# External door panel with Ogee mould



## Doug71 (14 Mar 2019)

I am making a front door for a customer which has glass in the top and two panels in the bottom. The panels are flat with an ogee bead mitred around, a bit like a bolection mould but the bead only finishes flush with the face of the door. The door is accoya and the panels will be tricoya.

Do you think the bead will be okay fixed straight to the panel as there should be no movement? I would normally put a lath in the panel groove to fix the moulding to and float the panel between the mouldings but not sure if I would be gaining anything?

Building is listed so we are stuck with the design.

Hope this makes sense to somebody?

Many thanks, Doug


----------



## Bradshaw Joinery (14 Mar 2019)

Im Not 100% sure i understand your situation, but if your beading a panel in, pin the beads to the door and have the panel float, held in place by the fixed bead, if that makes sence?


----------



## RobinBHM (14 Mar 2019)

Doug71":mdve3e3z said:


> I am making a front door for a customer which has glass in the top and two panels in the bottom. The panels are flat with an ogee bead mitred around, a bit like a bolection mould but the bead only finishes flush with the face of the door. The door is accoya and the panels will be tricoya.
> 
> Do you think the bead will be okay fixed straight to the panel as there should be no movement? I would normally put a lath in the panel groove to fix the moulding to and float the panel between the mouldings but not sure if I would be gaining anything?
> 
> ...



Ive always done your method.

Maybe if its tricoya the minimal movement will mean the beads can be pinned to the panel.

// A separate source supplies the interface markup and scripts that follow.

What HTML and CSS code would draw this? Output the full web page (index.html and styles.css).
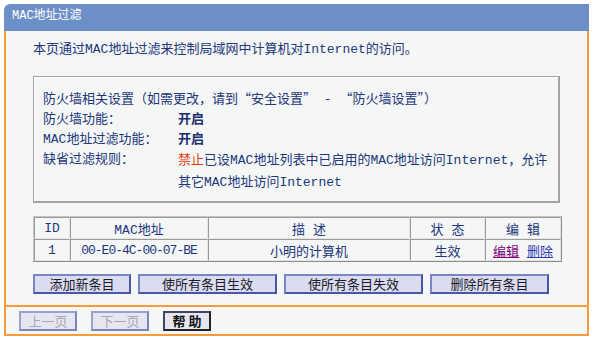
FILE: index.html
```html
<!DOCTYPE html>
<html lang="zh-CN">
<head>
    <meta charset="UTF-8">
    <title>MAC地址过滤</title>
    <link rel="stylesheet" href="styles.css">
</head>
<body>
    <div class="panel">
        <div class="panel-title">MAC地址过滤</div>

        <div class="panel-body">
            <p class="intro">本页通过MAC地址过滤来控制局域网中计算机对Internet的访问。</p>

            <div class="settings">
                <div class="settings-head">防火墙相关设置（如需更改，请到<span class="cjk">“安全设置”</span> - <span class="cjk">“防火墙设置”</span>）</div>
                <div class="row">
                    <span class="label">防火墙功能：</span>
                    <span class="value on">开启</span>
                </div>
                <div class="row">
                    <span class="label">MAC地址过滤功能：</span>
                    <span class="value on">开启</span>
                </div>
                <div class="row">
                    <span class="label">缺省过滤规则：</span>
                    <span class="value rule"><span class="deny">禁止</span>已设MAC地址列表中已启用的MAC地址访问Internet，允许<br>其它MAC地址访问Internet</span>
                </div>
            </div>

            <table class="list">
                <colgroup>
                    <col class="c-id">
                    <col class="c-mac">
                    <col class="c-desc">
                    <col class="c-state">
                    <col class="c-edit">
                </colgroup>
                <tr>
                    <th>ID</th>
                    <th>MAC地址</th>
                    <th>描 述</th>
                    <th>状 态</th>
                    <th>编 辑</th>
                </tr>
                <tr>
                    <td>1</td>
                    <td class="mac">00-E0-4C-00-07-BE</td>
                    <td>小明的计算机</td>
                    <td>生效</td>
                    <td><a href="#" class="visited">编辑</a> <a href="#">删除</a></td>
                </tr>
            </table>

            <div class="actions">
                <button class="btn w-add">添加新条目</button>
                <button class="btn w-all">使所有条目生效</button>
                <button class="btn w-all">使所有条目失效</button>
                <button class="btn w-del">删除所有条目</button>
            </div>
        </div>

        <div class="panel-foot">
            <button class="btn small" disabled>上一页</button>
            <button class="btn small" disabled>下一页</button>
            <button class="btn help">帮 助</button>
        </div>
    </div>
</body>
</html>
```

FILE: styles.css
```css
* {
    margin: 0;
    padding: 0;
    box-sizing: border-box;
}

body {
    background: #ffffff;
    padding: 4px 0 0 4px;
    font-family: "Liberation Mono", "Noto Sans CJK SC", monospace;
    font-size: 13px;
    color: #22367a;
}

.panel {
    width: 585px;
}

.panel-title {
    height: 27px;
    line-height: 25px;
    padding-left: 8px;
    background: #6d8fc8;
    color: #ffffff;
    font-size: 12px;
    border-top-left-radius: 6px;
}

.panel-body {
    background: #f5f7f7;
    border-left: 2px solid #f99a3a;
    border-right: 2px solid #f99a3a;
    border-bottom: 2px solid #f99a3a;
    padding: 11px 24px 11px 27px;
}

.intro {
    line-height: 16px;
    margin-bottom: 18px;
}

.settings {
    width: 527px;
    border: 1px solid #a4a4a4;
    border-right-width: 2px;
    border-bottom-width: 2px;
    padding: 11px 10px 7px 9px;
    box-shadow: inset 1px 1px 0 #ffffff;
}

.cjk {
    font-family: "Noto Sans CJK SC", sans-serif;
}

.settings-head,
.row {
    line-height: 20px;
}

.row {
    display: flex;
}

.label {
    width: 135px;
    flex-shrink: 0;
}

.on {
    font-weight: bold;
    color: #1e2f6e;
}

.rule {
    line-height: 22px;
}

.deny {
    color: #e03c10;
}

.list {
    margin-top: 13px;
    width: 527px;
    border-collapse: separate;
    border-spacing: 0;
    border: 1px solid;
    border-color: #c4c4c4 #8c8c8c #8c8c8c #c4c4c4;
    table-layout: fixed;
}

.c-id { width: 36px; }
.c-mac { width: 138px; }
.c-desc { width: 202px; }
.c-state { width: 75px; }
.c-edit { width: 76px; }

.list th,
.list td {
    height: 22px;
    text-align: center;
    font-weight: normal;
    border: 1px solid;
    border-color: #9a9a9a #e4e4e4 #e4e4e4 #9a9a9a;
    padding: 0;
}

.list td.mac {
    letter-spacing: -1px;
}

.list a {
    color: #2f3ab0;
}

.list a.visited {
    color: #800080;
}

.actions {
    display: flex;
    gap: 7px;
    margin-top: 12px;
}

.btn {
    height: 20px;
    background: #dcdcf0;
    border: 2px solid;
    border-color: #7a84c8 #4a56a8 #4a56a8 #7a84c8;
    font-family: "Noto Sans CJK SC", sans-serif;
    font-size: 13px;
    line-height: 14px;
    color: #1a1a2a;
    padding: 0;
}

.w-add { width: 98px; }
.w-all { width: 139px; }
.w-del { width: 119px; }

.panel-foot {
    display: flex;
    gap: 14px;
    height: 29px;
    padding: 4px 0 0 13px;
    background: #f5f7f7;
    border-left: 2px solid #f99a3a;
    border-right: 2px solid #f99a3a;
    border-bottom: 2px solid #f99a3a;
}

.btn.small {
    width: 58px;
    background: #e6e6f0;
    border-color: #9aa0d0 #7c84c0 #7c84c0 #9aa0d0;
    color: #a8a8b8;
}

.btn.help {
    width: 48px;
    background: #e6e6f0;
    border-color: #44446a #222 #222 #44446a;
    font-weight: bold;
    color: #111;
}
```
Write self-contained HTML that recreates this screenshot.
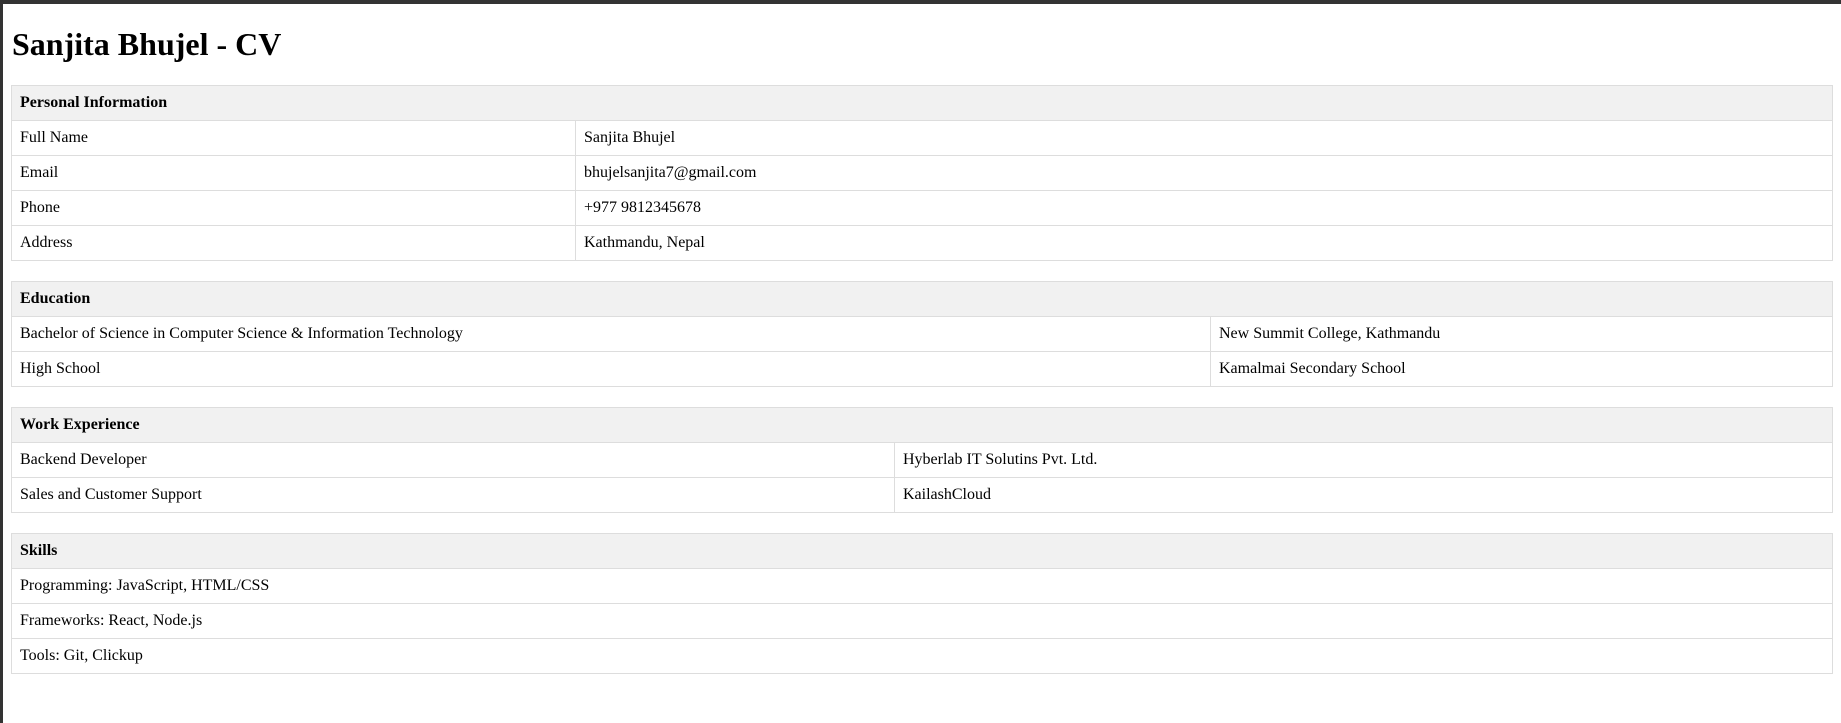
<!DOCTYPE html>
<html><head><meta charset="utf-8">
<style>
html,body{margin:0;padding:0;background:#fff;}
body{font-family:"Liberation Serif",serif;font-size:16px;color:#000;position:relative;width:1841px;height:723px;overflow:hidden;}
.topbar{position:absolute;left:0;top:0;width:1841px;height:4px;background:#333;}
.leftbar{position:absolute;left:0;top:0;width:3px;height:723px;background:#333;}
.wrap{position:absolute;left:11px;top:4px;width:1822px;}
h1{font-size:32px;margin:22px 0 22px 0;line-height:37px;font-weight:bold;margin-left:1px;}
table{border-collapse:collapse;width:1822px;margin:0 0 20px 0;}
th,td{border:1px solid #ddd;padding:8px 8px;text-align:left;line-height:18px;}
th{background:#f1f1f1;font-weight:bold;}
</style></head><body>
<div class="topbar"></div><div class="leftbar"></div>
<div class="wrap">
<h1>Sanjita Bhujel - CV</h1>
<table>
<tr><th colspan="2">Personal Information</th></tr>
<tr><td style="width:547px">Full Name</td><td>Sanjita Bhujel</td></tr>
<tr><td>Email</td><td>bhujelsanjita7@gmail.com</td></tr>
<tr><td>Phone</td><td>+977 9812345678</td></tr>
<tr><td>Address</td><td>Kathmandu, Nepal</td></tr>
</table>
<table>
<tr><th colspan="2">Education</th></tr>
<tr><td style="width:1182px">Bachelor of Science in Computer Science &amp; Information Technology</td><td>New Summit College, Kathmandu</td></tr>
<tr><td>High School</td><td>Kamalmai Secondary School</td></tr>
</table>
<table>
<tr><th colspan="2">Work Experience</th></tr>
<tr><td style="width:866px">Backend Developer</td><td>Hyberlab IT Solutins Pvt. Ltd.</td></tr>
<tr><td>Sales and Customer Support</td><td>KailashCloud</td></tr>
</table>
<table>
<tr><th>Skills</th></tr>
<tr><td>Programming: JavaScript, HTML/CSS</td></tr>
<tr><td>Frameworks: React, Node.js</td></tr>
<tr><td>Tools: Git, Clickup</td></tr>
</table>
</div>
</body></html>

I think that movement in the stiles, muntin and rails might mean you end up with a gap between flat bead and those components.


----------



## Doug71 (14 Mar 2019)

Thanks for the replies, sorry I wasn't very clear, must learn to post pictures.

Robin, I will stick to doing it as normal then I know there won't be any problems. It was because the one it's replacing just had the moulds nailed to ply panels that I questioned am I over engineering it.


----------